Stated exercise →
Check each line of the material below for "index", then copy the ones that contain it.

══════

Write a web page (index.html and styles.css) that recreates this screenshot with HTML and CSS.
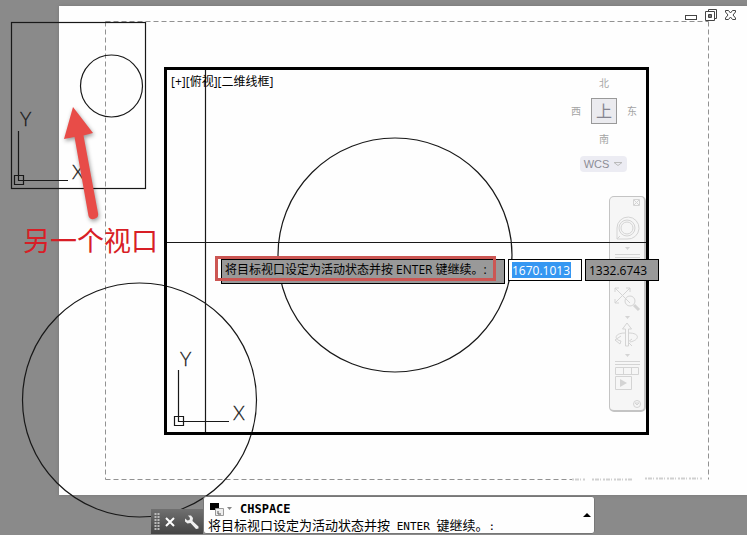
FILE: index.html
```html
<!DOCTYPE html>
<html lang="zh-CN">
<head>
<meta charset="utf-8">
<title>CHSPACE</title>
<link rel="stylesheet" href="styles.css">
</head>
<body>
<main class="workspace">
  <div class="paper"></div>
  <nav class="navbar" aria-label="导航栏">
    <svg width="34" height="213" aria-hidden="true">
      <path d="M24 3l5 5M29 3l-5 5M23.500 2.500h6v6h-6z"/>
      <path d="M7 39V31A11 11 0 1 1 17 42H7zM10 39l-3 3"/><circle cx="17" cy="31" r="6"/><circle cx="17" cy="31" r="8"/>
      <path class="mark" d="M15 50h5l-2.500 3z"/><path d="M5 57.500H30M5 60.500H30"/>
      <path d="M5 91L20 106M5 106L20 91M5 95v-4h4M16 91h4v4M5 102v4h4"/><circle cx="20" cy="104" r="5"/><path class="heavy" d="M24 108l5 5"/>
      <path class="mark" d="M15 119h5l-2.500 3z"/>
      <path d="M15.500 149V132H12.500L17 126L21.500 132H18.500V149zM15 136C4 136 4 143 11 144L10 147L5 143L11 139M19 136C30 136 30 143 20 145M22 142L18 145L22 149"/>
      <path class="mark" d="M15 157h5l-2.500 3z"/><path d="M5 164.500H30M5 167.500H30"/>
      <path d="M5.500 170.500H28.500V177.500H5.500zM13.500 170.500V177.500M21.500 170.500V177.500M5.500 179.500H21.500V192.500H5.500z"/><path class="mark" d="M10 182V190L17 186z"/>
      <circle cx="27" cy="207" r="3.500"/><path d="M25 206h4l-2 2z"/>
    </svg>
  </nav>
  <svg class="drawing" aria-hidden="true">
    <g class="thin">
      <path class="margin" d="M105.5 21.5H708.5M105.5 21.5V479.5M708.5 21.5V479.5M105.5 479.5H572"/>
      <path class="watermark" d="M572 479.5H586M592 479.5H632M645 478.5H702"/>
      <rect x="11.5" y="22.5" width="134" height="166"/>
      <circle cx="111.500" cy="86" r="31"/>
      <circle cx="139.500" cy="400" r="117"/>
      <circle cx="395" cy="255" r="117"/>
      <path d="M205.500 69V433M166 242.500H648"/>
      <path d="M18.500 131V180.500H68M14.500 175.500h9v9h-9z"/>
      <path d="M178.500 370V421.500H229M174.500 416.500h9v9h-9z"/>
    </g>
    <rect class="viewport-frame" x="165.500" y="68.500" width="482" height="365"/>
    <g class="axis">
      <text x="20" y="126">Y</text><text x="72" y="179">X</text>
      <text x="180" y="366">Y</text><text x="233" y="420">X</text>
    </g>
    <path class="arrow" d="M73 107L93 133L83.500 135.500L98 213A5 5 0 0 1 88.500 216L74.500 137L64 139Z"/>
  </svg>

  <div class="window-tools">
    <button aria-label="最小化"><svg width="14" height="14"><rect x="1.500" y="7.500" width="11" height="4"/></svg></button>
    <button aria-label="还原"><svg width="14" height="14"><path d="M4.500 3V1.500H12.500V10.500H11M1.500 3.500H10.500V12.500H1.500z"/><path class="pane" d="M4.500 6.500H7.500V9.500H4.500z"/></svg></button>
    <button aria-label="关闭"><svg width="14" height="14"><path d="M1.500 2.500H4.500L6.500 5L8.500 2.500H11.500V4L9 7L11.500 10V11.500H8.500L6.500 9L4.500 11.500H1.500V10L4 7L1.500 4z"/></svg></button>
  </div>

  <p class="view-label">[+][俯视][二维线框]</p>
  <p class="note">另一个视口</p>

  <div class="cube">
    <span class="north">北</span><span class="west">西</span>
    <button class="top">上</button>
    <span class="east">东</span><span class="south">南</span>
  </div>
  <button class="wcs">WCS <svg width="10" height="6"><path d="M1 1.500H9L5 4.500z"/></svg></button>

  <form class="dynamic-input">
    <label class="prompt" for="coord-x">将目标视口设定为活动状态并按 ENTER 键继续。:</label>
    <input class="field active" id="coord-x" value="1670.1013">
    <input class="field" aria-label="Y" value="1332.6743">
  </form>
  <div class="highlight"></div>

  <section class="command">
    <div class="handle">
      <svg class="grip" width="6" height="18" aria-hidden="true"><path d="M1.500 0V18M4.500 0V18"/></svg>
      <button aria-label="关闭"><svg width="14" height="12"><path class="close" d="M2 2L10 10M10 2L2 10"/></svg></button>
      <button aria-label="自定义"><svg width="18" height="16"><path class="wrench" d="M6 1.500L8 4L7.500 6L5.500 6.500L3 4.500L3 7.500L5.500 9.500L8.500 9L14 15L16.500 14.500L16.500 12.500L10.500 7L11 4L9 1.500z"/></svg></button>
    </div>
    <div class="console">
      <p class="history">
        <svg width="24" height="14" aria-hidden="true"><path class="black" d="M1 1H10V8H1z"/><path class="sheet" d="M6.500 6.500H14.500V13.500H6.500z"/><path class="detail" d="M9 9V12H12"/><path class="caret" d="M18 5H23L20.500 8z"/></svg>
        <strong>CHSPACE</strong>
      </p>
      <p class="line">将目标视口设定为活动状态并按<span> ENTER </span>键继续。<span>:</span></p>
      <button class="expand" aria-label="展开"><svg width="8" height="4"><path d="M0 4L4 0L8 4z"/></svg></button>
    </div>
  </section>
</main>
</body>
</html>
```
FILE: styles.css
```css
* { box-sizing: border-box; }
body { margin: 0; background: #8a8a8a; font-family: "Open Sans", "Noto Sans CJK SC", sans-serif; font-size: 12px; color: #000; }
p { margin: 0; }
button { margin: 0; padding: 0; border: 0; background: none; font: inherit; color: inherit; display: flex; align-items: center; justify-content: center; }
svg { display: block; fill: none; flex: none; }
.workspace { position: relative; min-height: 100vh; overflow: hidden; }
.paper { position: absolute; top: 6px; right: 0; left: 59px; height: 489px; background: #fefefe; box-shadow: 0 0 3px #777; }
.drawing { position: absolute; inset: 0; width: 100%; height: 100%; }
.thin { stroke: #181818; stroke-width: 1.2; }
.thin .margin { stroke: #929292; stroke-width: 1; stroke-dasharray: 5 3; }
.thin .watermark { stroke: #d0d0d0; stroke-width: 2; stroke-dasharray: 2 1 4 1 1 2; }
.viewport-frame { stroke: #000; stroke-width: 3; }
.axis { fill: #181818; stroke: #181818; stroke-width: 0.3; font-family: Lato, sans-serif; font-size: 19px; font-weight: 300; }
.arrow { fill: #e84c48; filter: drop-shadow(1px 2px 2px #0006); }

.window-tools { position: absolute; top: 8px; right: 9px; display: flex; gap: 6px; }
.window-tools svg { stroke: #444; fill: #fff; }
.window-tools .pane { fill: #777; }
.view-label { position: absolute; left: 171px; top: 73px; line-height: 17px; }
.note { position: absolute; left: 23px; top: 223px; font-size: 27px; line-height: 36px; color: #d81e26; }

.cube { position: absolute; left: 569px; top: 75px; display: grid; grid-template-columns: 14px 42px 14px; grid-template-rows: 15px 41px 15px; place-items: center; color: #a4a4a4; font-size: 10px; line-height: 14px; }
.north, .south { grid-column: 2; }
.north { grid-row: 1; }
.south { grid-row: 3; }
.west { grid-area: 2 / 1; }
.east { grid-area: 2 / 3; }
.cube .top { grid-area: 2 / 2; width: 26px; height: 26px; border: 1px solid #999; background: #ebebef; color: #858590; font-size: 16px; line-height: 20px; }
.wcs { position: absolute; left: 580px; top: 156px; width: 47px; height: 16px; gap: 4px; border-radius: 4px; background: #ececf3; color: #8c8c96; font-family: "Liberation Sans", sans-serif; font-size: 11px; }
.wcs svg { stroke: #bbb; }
.navbar { position: absolute; left: 609px; top: 196px; border: 1px solid #c4c4c4; border-width: 1px 2px 2px 1px; border-radius: 5px; background: #f6f6f6; }
.navbar svg { stroke: #d4d4d4; }
.navbar .mark { fill: #d4d4d4; stroke: none; }
.navbar .heavy { stroke-width: 3; }

.dynamic-input { position: absolute; left: 221px; top: 259px; display: flex; align-items: flex-start; gap: 3px; }
.prompt { width: 284px; height: 25px; padding: 0 3px; border: 1px solid #000; background: #999; line-height: 20px; white-space: nowrap; }
.field { width: 74px; height: 22px; margin: 0; padding: 2px 10px 2px 3px; border: 1px solid #000; border-radius: 0; outline: 0; background: #999; font: inherit; line-height: 16px; }
.field.active { background: linear-gradient(#3597f2, #3597f2) content-box, #fff; color: #fff; }
.highlight { position: absolute; left: 215px; top: 256px; width: 281px; height: 25px; border: 3px solid #cc5653; pointer-events: none; }

.command { position: absolute; left: 151px; top: 496px; display: flex; align-items: flex-end; }
.handle { display: flex; align-items: center; gap: 4px; width: 52px; height: 25px; padding-left: 3px; background: linear-gradient(#707070, #454545); }
.grip { stroke: #bbb; stroke-width: 2; stroke-dasharray: 2 1; }
.close { stroke: #fff; stroke-width: 2; }
.wrench { fill: #eee; }
.console { position: relative; width: 392px; height: 38px; padding: 3px 4px; border: 1px solid #777; border-radius: 3px; background: #fefefe; font-size: 13px; }
.history { display: flex; align-items: center; gap: 7px; height: 17px; padding-left: 1px; }
.history strong, .line span { font-family: "DejaVu Sans Mono", monospace; font-size: 11px; white-space: pre; }
.history strong { font-size: 12px; }
.line { line-height: 17px; white-space: nowrap; }
.black { fill: #000; }
.sheet { fill: #eee; stroke: #999; }
.detail { stroke: #555; }
.caret { fill: #888; }
.expand { position: absolute; right: 3px; top: 16px; }
.expand svg { fill: #000; }
```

══════

Expected answer →
Write a web page (index.html and styles.css) that recreates this screenshot with HTML and CSS.
FILE: index.html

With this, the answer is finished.